>>>>>

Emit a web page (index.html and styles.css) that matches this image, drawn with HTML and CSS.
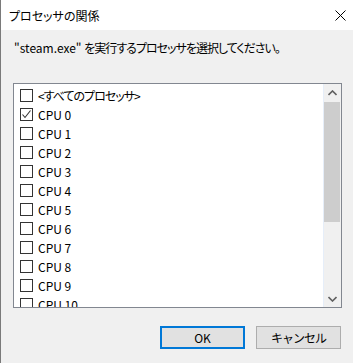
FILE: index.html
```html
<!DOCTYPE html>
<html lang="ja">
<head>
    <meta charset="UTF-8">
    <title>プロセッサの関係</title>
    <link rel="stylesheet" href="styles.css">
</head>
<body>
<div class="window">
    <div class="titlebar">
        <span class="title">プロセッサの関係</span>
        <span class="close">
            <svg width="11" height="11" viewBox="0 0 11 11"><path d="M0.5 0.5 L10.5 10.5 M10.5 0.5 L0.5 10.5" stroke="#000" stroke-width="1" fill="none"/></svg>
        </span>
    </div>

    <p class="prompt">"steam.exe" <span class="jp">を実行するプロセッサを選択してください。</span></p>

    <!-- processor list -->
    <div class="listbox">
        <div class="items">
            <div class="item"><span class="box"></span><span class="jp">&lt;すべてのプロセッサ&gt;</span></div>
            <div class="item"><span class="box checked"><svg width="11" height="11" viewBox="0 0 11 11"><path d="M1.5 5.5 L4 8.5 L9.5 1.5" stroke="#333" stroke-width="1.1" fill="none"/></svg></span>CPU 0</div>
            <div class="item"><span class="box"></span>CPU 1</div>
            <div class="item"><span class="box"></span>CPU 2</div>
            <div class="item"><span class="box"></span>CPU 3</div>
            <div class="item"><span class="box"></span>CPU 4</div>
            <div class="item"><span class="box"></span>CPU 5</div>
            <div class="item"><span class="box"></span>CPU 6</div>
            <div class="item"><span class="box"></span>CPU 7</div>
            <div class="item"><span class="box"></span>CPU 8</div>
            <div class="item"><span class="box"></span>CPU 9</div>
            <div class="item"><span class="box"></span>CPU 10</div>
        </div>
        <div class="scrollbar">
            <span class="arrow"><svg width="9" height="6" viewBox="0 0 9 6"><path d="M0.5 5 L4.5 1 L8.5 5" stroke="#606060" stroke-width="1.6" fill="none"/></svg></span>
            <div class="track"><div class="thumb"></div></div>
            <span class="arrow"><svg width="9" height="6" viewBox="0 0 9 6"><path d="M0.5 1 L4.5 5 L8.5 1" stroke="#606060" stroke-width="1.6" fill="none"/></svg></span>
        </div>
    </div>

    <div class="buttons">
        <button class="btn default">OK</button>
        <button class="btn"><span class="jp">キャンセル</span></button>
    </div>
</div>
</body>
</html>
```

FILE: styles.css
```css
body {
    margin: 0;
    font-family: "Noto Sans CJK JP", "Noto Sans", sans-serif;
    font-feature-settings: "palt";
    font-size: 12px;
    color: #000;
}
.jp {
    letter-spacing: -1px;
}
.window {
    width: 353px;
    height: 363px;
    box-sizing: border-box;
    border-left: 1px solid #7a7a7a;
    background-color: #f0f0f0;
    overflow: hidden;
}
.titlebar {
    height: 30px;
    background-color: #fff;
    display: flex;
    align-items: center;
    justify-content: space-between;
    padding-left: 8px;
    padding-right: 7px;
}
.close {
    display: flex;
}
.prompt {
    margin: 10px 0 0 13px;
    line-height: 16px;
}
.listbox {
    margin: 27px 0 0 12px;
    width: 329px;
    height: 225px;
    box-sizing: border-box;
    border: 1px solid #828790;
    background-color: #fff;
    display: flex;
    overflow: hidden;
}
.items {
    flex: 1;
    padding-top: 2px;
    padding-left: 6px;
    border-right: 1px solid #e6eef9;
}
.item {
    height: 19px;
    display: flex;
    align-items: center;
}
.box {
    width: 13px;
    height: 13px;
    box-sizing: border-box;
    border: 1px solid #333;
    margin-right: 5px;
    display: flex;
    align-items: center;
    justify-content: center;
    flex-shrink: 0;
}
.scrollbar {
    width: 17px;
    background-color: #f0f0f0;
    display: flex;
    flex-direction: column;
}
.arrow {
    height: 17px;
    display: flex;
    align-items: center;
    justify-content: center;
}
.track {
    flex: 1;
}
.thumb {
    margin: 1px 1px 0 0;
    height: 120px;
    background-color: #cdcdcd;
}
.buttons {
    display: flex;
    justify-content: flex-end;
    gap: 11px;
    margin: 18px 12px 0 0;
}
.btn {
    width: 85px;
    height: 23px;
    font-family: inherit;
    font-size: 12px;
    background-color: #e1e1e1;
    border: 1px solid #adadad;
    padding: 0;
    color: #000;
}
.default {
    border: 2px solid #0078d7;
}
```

<<<<<
>>>>>

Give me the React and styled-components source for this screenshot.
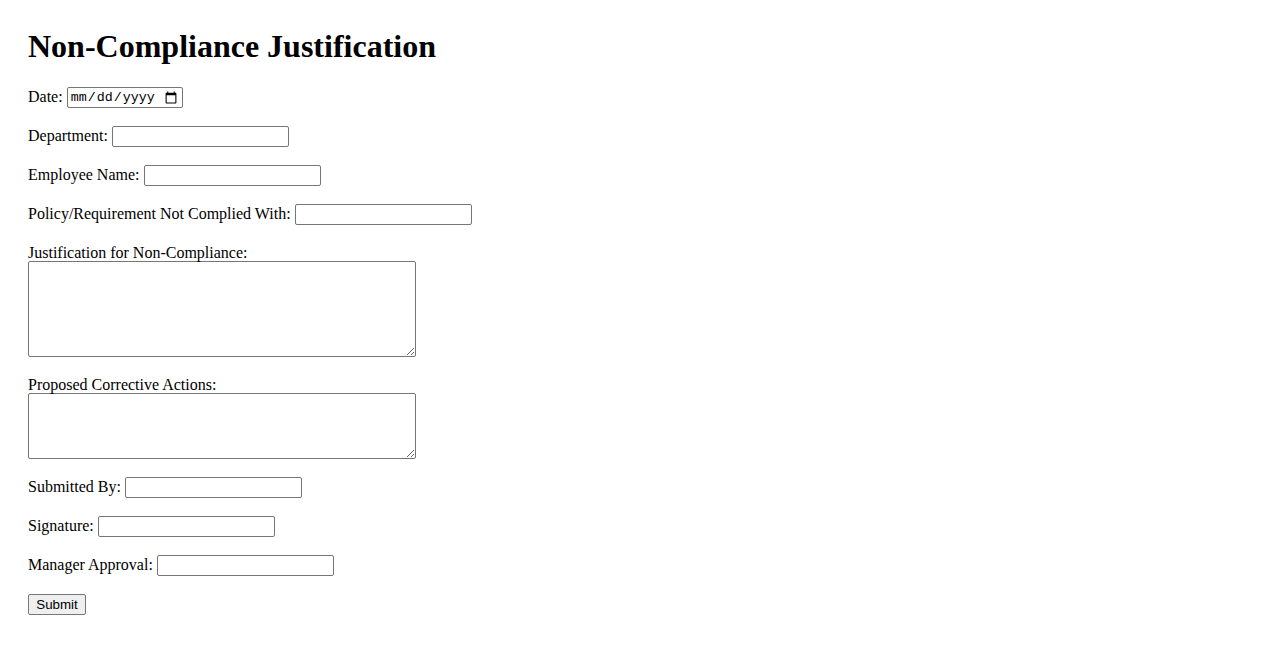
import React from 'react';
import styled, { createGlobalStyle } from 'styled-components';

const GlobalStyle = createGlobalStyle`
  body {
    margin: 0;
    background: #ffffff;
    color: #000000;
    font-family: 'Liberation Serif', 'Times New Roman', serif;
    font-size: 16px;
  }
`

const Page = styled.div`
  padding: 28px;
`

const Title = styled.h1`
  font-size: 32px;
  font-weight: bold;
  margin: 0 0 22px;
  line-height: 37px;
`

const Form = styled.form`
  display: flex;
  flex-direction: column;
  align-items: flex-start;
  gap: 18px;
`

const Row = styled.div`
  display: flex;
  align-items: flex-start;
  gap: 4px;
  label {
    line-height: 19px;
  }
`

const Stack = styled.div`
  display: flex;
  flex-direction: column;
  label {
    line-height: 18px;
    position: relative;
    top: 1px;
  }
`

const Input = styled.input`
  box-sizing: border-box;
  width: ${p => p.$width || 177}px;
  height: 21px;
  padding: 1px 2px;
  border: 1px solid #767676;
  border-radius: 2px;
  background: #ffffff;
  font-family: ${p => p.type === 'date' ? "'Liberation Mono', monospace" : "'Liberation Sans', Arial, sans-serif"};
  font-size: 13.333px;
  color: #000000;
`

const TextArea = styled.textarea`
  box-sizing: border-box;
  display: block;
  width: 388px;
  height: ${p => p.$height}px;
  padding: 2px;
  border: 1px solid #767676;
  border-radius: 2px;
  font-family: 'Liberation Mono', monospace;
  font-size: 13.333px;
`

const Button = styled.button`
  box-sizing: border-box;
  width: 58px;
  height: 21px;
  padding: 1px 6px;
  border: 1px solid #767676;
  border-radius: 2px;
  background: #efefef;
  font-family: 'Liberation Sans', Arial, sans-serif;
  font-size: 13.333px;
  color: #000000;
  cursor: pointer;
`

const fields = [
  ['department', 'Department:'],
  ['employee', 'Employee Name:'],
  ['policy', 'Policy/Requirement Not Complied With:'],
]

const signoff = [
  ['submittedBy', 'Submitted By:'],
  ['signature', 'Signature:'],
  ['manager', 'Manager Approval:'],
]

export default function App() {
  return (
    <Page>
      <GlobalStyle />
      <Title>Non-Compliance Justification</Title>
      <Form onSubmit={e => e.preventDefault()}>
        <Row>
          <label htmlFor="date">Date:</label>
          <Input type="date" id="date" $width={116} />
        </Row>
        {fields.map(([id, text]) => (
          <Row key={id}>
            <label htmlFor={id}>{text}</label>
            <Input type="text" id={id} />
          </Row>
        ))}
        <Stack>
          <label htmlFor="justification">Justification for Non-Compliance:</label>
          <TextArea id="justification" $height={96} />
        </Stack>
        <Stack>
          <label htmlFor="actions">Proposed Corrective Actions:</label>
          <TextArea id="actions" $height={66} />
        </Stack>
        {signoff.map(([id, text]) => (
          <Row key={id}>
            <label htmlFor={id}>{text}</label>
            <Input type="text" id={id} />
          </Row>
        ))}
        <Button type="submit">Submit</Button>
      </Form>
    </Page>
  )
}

<<<<<

→ **Stated problem**: Pull out every line in the material above where "this" occurs.

→ **Result**:
Emit a web page (index.html and styles.css) that matches this image, drawn with HTML and CSS.
Give me the React and styled-components source for this screenshot.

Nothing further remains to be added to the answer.